Lillian Holderness was born on 13 August 1898, also in Dublin. She graduated from the School of Nursing at Holy Family Hospital in Prince Albert in 1919. Illness, possibly the Spanish Flu, forced her to move to her sister’s home to recover. The 1921 Canada census shows Lillian, age 21, living with May (24), Hubert (37) and their two sons. Her occupation was recorded as “none”. The Saskatoon StarPhoenix reported on 12 July 1924 that Lillian was a Carnival Queen contestant at the Watson Sport’s Day. About a year later, she married her sister’s brother-in-law, Carl Hinderks, also a farmer in the Watson district. They had three children, two who survived infancy.

I am so grateful to Corrine Bainard for sending me a small collection of letters from Joseph Holderness to his daughters May and Lillian. His love for his lost girls shines through on the pages. Here are a few excerpts:

            •           On 31 May 1918 he wrote to May congratulating her on her marriage, asking if her husband was Catholic. “Do you know May I feel very, very proud of you,” Joseph wrote. “To think of the disadvantages against us and then to know that you have come out so grandly. Thank God for it all.”

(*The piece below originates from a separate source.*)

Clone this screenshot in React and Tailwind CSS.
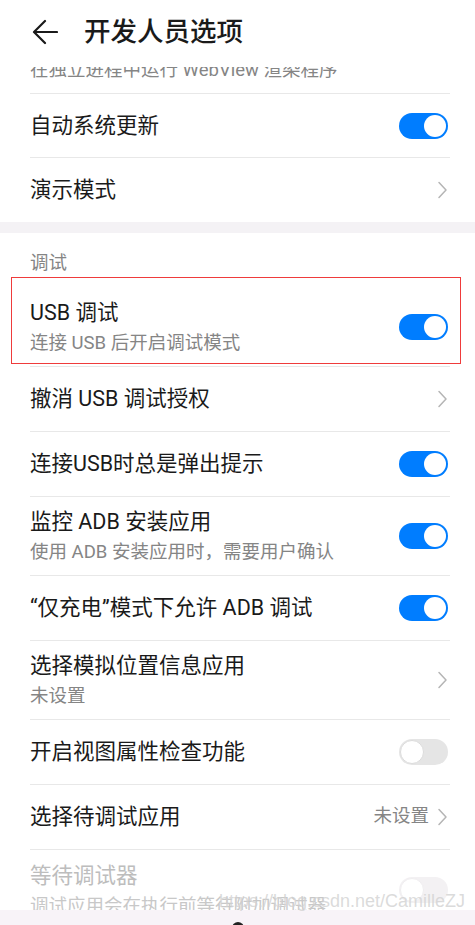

            •           17 August 1918, letter to May: “How I wish I could come over to your world and see you both. I pray that we may all come together again, before the end. It seems rather a remote chance, still I feel assured that, providing we keep up an all round correspondence, and try our best, that something could be brought about. We at present are scattered about but I hope soon to see Harold, Arthur and Ernie then I must try to see yourself and Lily. … Kindest, dearest love to you and my Lily. Good-bye & God bless you. Your affectionate father”

            •           17 August 1918, letter to Lillian: “I wonder when I shall have the happiness of seeing you two. Perhaps you will visit the old country again, after you are through with your nursing. … Write to me Lily dear, as soon as you can, you promised me a nice long letter, so I shall be awaiting its coming with longing.”

            •           30 January 1920, letter to May: “First of all try and forgive me for my negligence. … I have often been on the point of writing and then put it off, but I promise you I will endeavor to answer your letters right away in future. I was very much upset to hear of Lily being ill. Said she was coming to your house to recover. You will look after her well I know May; perhaps she has been overdoing it in her nursing. I hope she will soon be alright again. … I was telling Lily how I wish we could come together again. I long so much to see you two girls and you are so very far away. … We are just going on in a quiet way, a very uneventful existence, hence lack of news.”

As it happens, Joseph’s life was hardly uneventful, but his was not the kind of news he would have wanted to share with his daughters. On 30 August 1919, the Ealing Gazette of London, England reported: “Insulting behaviour to a lady seated in a passing punt resulted in Joseph Holderness (49), a well-dressed man, described as a tailoring instructor, of Stacklegate-road, Teddington, appearing in the [prisoner’s] dock at Kingston on Saturday. Mrs. Mabel Silander stated that she was being paddled upstream in a punt on the Thames and on passing the Queen’s riverside promenade she saw accused standing at the top of some stone steps behaving inappropriately. As she was sure that his conduct was deliberate she went in search of a policeman.” Joseph was sentenced to three months’ hard labour.

There is a bright spot in the story. May was able to go to England to spend time with her father and brothers before Joseph passed away in 1922. He died of cirrhosis of the liver, likely caused by excessive alcohol consumption, on 10 May 1922 in Teddington, Middlesex, England.

May Holderness Hinderks died of Alzheimer’s on 6 October 1981 in Watson, Saskatchewan at age 84. Her younger sister Lillian died on 4 May 1989, also at Watson. Both are buried there in Sacred Heart Roman Catholic Cemetery.